:: Set exercise ::
Only the lines from the start of the data below through the line that contains "string; title: string[];" are to be copied, exactly and without pictures.

:: Source data ::
● ● ● ● ●

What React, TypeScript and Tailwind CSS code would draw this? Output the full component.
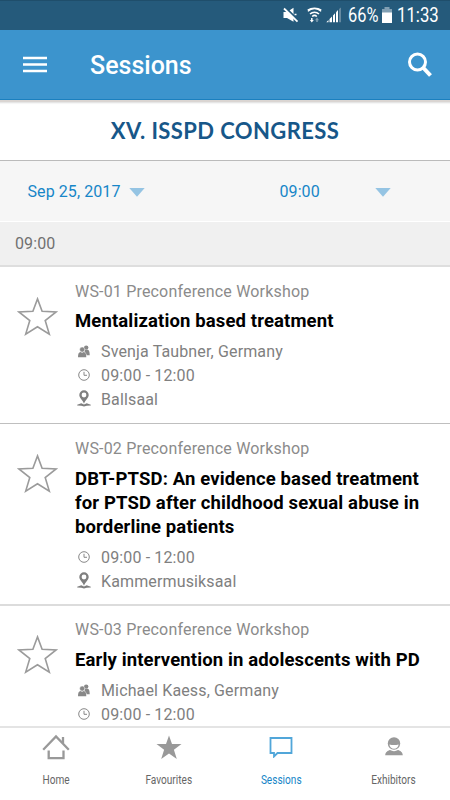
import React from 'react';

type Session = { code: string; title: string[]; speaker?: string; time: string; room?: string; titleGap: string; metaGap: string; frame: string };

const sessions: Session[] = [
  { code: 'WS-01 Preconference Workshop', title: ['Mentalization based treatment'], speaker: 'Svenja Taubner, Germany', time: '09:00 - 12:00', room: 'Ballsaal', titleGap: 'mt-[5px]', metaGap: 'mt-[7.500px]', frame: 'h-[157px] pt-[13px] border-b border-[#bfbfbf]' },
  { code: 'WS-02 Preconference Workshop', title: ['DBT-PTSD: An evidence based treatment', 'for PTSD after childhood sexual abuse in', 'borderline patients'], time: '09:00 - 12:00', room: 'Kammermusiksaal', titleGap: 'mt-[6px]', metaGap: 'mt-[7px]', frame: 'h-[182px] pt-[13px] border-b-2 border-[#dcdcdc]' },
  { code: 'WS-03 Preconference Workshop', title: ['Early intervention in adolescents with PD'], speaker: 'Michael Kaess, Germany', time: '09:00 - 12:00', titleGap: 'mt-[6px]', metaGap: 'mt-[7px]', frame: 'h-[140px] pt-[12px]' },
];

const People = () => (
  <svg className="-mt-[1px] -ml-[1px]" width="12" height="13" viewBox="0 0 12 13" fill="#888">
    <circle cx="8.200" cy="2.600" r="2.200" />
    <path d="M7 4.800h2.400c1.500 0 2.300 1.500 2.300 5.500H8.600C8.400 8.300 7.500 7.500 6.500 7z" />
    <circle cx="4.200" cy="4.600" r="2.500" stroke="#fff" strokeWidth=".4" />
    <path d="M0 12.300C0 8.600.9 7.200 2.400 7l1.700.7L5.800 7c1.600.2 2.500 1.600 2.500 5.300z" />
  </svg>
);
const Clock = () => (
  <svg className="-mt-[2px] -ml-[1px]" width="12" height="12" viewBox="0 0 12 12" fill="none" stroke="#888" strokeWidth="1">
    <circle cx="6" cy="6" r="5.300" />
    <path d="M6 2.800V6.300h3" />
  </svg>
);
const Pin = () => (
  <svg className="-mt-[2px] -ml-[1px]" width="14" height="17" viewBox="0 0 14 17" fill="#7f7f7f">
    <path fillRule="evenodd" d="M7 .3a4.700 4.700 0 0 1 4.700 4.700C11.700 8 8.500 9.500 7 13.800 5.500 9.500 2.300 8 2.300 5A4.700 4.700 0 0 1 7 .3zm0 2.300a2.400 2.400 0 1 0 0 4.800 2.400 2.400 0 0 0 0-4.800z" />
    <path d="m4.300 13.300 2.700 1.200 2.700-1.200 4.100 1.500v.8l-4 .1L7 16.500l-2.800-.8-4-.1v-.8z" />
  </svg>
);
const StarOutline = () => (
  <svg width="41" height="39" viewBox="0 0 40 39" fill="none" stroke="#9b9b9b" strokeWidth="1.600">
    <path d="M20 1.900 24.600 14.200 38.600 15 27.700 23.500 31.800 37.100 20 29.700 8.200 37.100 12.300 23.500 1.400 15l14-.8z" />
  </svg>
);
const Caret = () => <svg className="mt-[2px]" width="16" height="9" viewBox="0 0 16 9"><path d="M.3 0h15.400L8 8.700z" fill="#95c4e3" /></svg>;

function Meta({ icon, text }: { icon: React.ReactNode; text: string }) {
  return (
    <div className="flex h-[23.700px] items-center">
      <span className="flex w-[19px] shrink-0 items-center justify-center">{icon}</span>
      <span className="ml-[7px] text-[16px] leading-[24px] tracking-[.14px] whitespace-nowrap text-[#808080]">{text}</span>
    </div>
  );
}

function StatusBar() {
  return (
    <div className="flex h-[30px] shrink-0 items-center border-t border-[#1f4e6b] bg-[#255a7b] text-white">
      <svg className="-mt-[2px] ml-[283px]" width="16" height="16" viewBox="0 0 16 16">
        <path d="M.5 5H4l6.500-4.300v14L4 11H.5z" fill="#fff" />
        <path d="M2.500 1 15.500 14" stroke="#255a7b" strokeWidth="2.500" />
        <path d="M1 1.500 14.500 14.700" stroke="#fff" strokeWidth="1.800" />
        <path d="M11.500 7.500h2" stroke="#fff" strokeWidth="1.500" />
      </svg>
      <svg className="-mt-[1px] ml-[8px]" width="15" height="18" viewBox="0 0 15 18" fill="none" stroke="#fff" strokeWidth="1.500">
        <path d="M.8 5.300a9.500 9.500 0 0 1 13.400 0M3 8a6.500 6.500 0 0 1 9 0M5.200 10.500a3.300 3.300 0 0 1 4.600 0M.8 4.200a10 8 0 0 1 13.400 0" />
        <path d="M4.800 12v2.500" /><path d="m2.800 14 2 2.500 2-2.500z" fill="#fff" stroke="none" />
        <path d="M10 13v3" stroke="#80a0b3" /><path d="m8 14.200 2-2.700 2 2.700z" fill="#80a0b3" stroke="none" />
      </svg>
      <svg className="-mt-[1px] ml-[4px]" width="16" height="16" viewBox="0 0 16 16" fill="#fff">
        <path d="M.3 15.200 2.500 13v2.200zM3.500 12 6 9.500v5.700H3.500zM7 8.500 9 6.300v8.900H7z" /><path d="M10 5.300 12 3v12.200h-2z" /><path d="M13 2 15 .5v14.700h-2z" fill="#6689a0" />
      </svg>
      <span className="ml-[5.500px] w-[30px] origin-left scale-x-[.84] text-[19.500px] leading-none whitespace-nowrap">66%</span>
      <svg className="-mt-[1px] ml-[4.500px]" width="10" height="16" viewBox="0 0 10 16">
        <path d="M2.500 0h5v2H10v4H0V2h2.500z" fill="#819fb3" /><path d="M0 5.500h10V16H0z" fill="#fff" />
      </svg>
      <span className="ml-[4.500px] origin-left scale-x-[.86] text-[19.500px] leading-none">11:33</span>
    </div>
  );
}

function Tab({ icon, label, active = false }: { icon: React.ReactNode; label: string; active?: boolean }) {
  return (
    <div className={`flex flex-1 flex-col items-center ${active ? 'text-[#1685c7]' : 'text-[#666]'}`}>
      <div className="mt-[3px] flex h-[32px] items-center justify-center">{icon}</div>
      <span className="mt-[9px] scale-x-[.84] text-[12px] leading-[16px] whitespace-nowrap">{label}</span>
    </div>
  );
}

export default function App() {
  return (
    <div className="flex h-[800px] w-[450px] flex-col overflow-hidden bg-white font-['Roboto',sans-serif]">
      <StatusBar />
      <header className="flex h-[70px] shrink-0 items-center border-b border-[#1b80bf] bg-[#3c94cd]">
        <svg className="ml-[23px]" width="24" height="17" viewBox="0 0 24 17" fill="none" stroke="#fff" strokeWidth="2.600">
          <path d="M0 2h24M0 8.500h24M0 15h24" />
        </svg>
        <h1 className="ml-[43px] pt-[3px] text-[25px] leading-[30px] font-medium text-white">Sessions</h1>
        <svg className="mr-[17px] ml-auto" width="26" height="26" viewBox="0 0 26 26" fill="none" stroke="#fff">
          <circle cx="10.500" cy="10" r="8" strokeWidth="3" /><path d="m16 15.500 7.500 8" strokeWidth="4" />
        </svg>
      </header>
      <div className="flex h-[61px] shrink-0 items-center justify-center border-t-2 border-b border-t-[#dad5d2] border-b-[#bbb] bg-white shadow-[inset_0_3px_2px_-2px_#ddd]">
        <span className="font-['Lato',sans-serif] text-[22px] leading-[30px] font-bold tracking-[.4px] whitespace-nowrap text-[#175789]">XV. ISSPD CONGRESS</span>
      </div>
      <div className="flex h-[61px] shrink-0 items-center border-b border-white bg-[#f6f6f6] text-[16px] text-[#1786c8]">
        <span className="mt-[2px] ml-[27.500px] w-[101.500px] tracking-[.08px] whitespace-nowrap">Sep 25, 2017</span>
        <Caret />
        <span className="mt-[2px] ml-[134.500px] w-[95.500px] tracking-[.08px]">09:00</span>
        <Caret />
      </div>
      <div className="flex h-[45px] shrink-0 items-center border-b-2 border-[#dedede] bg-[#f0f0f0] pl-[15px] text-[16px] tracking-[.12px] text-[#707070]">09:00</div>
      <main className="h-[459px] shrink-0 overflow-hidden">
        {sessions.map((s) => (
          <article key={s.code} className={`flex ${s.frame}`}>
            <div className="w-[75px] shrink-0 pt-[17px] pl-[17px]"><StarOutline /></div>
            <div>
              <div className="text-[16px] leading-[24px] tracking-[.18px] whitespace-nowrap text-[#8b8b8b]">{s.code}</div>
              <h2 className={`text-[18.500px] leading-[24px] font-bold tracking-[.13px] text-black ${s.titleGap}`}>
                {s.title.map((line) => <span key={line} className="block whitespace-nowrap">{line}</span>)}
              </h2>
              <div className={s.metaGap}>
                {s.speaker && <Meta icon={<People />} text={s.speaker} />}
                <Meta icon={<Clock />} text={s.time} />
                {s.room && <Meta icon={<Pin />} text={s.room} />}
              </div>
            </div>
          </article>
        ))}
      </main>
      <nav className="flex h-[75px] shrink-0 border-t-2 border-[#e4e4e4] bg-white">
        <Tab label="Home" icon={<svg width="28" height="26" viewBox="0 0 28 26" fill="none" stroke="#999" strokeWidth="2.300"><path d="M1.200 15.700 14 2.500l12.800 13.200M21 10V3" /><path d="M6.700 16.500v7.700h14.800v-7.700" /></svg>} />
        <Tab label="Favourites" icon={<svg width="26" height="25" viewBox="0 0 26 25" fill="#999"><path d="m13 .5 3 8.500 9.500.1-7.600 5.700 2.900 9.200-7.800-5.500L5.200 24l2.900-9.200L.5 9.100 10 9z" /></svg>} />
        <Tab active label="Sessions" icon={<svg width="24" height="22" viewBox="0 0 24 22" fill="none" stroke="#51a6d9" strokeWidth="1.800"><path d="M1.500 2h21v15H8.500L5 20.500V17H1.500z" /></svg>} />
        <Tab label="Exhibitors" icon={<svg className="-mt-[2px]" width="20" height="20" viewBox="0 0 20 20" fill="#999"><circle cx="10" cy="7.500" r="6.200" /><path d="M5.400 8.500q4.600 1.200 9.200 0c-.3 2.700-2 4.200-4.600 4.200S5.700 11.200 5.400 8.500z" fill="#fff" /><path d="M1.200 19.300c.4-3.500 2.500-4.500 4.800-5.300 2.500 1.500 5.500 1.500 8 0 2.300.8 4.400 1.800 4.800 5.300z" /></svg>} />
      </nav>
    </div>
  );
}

● ● ● ● ●

:: Expected output ::
What React, TypeScript and Tailwind CSS code would draw this? Output the full component.
import React from 'react';

type Session = { code: string; title: string[]; speaker?: string; time: string; room?: string; titleGap: string; metaGap: string; frame: string };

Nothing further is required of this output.